- **SOURCE EXCERPT**:
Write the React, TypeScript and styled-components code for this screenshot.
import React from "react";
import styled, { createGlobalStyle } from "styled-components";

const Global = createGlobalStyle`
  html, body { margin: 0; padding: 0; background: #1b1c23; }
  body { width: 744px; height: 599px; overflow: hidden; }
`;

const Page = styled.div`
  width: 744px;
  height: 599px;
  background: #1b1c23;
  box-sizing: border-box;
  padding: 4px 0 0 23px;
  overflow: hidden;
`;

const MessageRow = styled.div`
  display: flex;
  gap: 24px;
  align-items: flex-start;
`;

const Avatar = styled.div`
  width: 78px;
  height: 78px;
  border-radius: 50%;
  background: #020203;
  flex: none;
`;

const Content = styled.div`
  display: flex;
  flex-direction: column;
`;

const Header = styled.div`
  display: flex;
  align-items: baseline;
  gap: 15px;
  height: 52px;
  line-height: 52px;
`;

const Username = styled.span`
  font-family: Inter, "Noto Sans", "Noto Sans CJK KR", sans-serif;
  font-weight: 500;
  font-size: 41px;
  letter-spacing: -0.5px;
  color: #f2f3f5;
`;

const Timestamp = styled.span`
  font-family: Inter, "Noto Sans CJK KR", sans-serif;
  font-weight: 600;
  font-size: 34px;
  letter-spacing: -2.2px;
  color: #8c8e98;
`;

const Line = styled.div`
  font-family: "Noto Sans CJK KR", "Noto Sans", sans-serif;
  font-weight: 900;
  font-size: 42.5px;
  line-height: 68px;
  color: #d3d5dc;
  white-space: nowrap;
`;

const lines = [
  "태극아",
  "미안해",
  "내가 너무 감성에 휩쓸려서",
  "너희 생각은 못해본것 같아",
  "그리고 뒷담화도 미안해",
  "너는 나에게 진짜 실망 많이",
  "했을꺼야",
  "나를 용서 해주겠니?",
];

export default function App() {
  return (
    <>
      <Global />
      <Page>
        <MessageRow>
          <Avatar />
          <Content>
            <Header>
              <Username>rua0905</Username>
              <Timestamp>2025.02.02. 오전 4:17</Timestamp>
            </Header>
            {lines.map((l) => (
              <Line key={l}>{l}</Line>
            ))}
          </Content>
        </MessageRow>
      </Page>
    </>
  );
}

- **WORK REQUIRED**:
Without changing a word, restate the whole listing.

- **COMPLETED EXERCISE**:
Write the React, TypeScript and styled-components code for this screenshot.
import React from "react";
import styled, { createGlobalStyle } from "styled-components";

const Global = createGlobalStyle`
  html, body { margin: 0; padding: 0; background: #1b1c23; }
  body { width: 744px; height: 599px; overflow: hidden; }
`;

const Page = styled.div`
  width: 744px;
  height: 599px;
  background: #1b1c23;
  box-sizing: border-box;
  padding: 4px 0 0 23px;
  overflow: hidden;
`;

const MessageRow = styled.div`
  display: flex;
  gap: 24px;
  align-items: flex-start;
`;

const Avatar = styled.div`
  width: 78px;
  height: 78px;
  border-radius: 50%;
  background: #020203;
  flex: none;
`;

const Content = styled.div`
  display: flex;
  flex-direction: column;
`;

const Header = styled.div`
  display: flex;
  align-items: baseline;
  gap: 15px;
  height: 52px;
  line-height: 52px;
`;

const Username = styled.span`
  font-family: Inter, "Noto Sans", "Noto Sans CJK KR", sans-serif;
  font-weight: 500;
  font-size: 41px;
  letter-spacing: -0.5px;
  color: #f2f3f5;
`;

const Timestamp = styled.span`
  font-family: Inter, "Noto Sans CJK KR", sans-serif;
  font-weight: 600;
  font-size: 34px;
  letter-spacing: -2.2px;
  color: #8c8e98;
`;

const Line = styled.div`
  font-family: "Noto Sans CJK KR", "Noto Sans", sans-serif;
  font-weight: 900;
  font-size: 42.5px;
  line-height: 68px;
  color: #d3d5dc;
  white-space: nowrap;
`;

const lines = [
  "태극아",
  "미안해",
  "내가 너무 감성에 휩쓸려서",
  "너희 생각은 못해본것 같아",
  "그리고 뒷담화도 미안해",
  "너는 나에게 진짜 실망 많이",
  "했을꺼야",
  "나를 용서 해주겠니?",
];

export default function App() {
  return (
    <>
      <Global />
      <Page>
        <MessageRow>
          <Avatar />
          <Content>
            <Header>
              <Username>rua0905</Username>
              <Timestamp>2025.02.02. 오전 4:17</Timestamp>
            </Header>
            {lines.map((l) => (
              <Line key={l}>{l}</Line>
            ))}
          </Content>
        </MessageRow>
      </Page>
    </>
  );
}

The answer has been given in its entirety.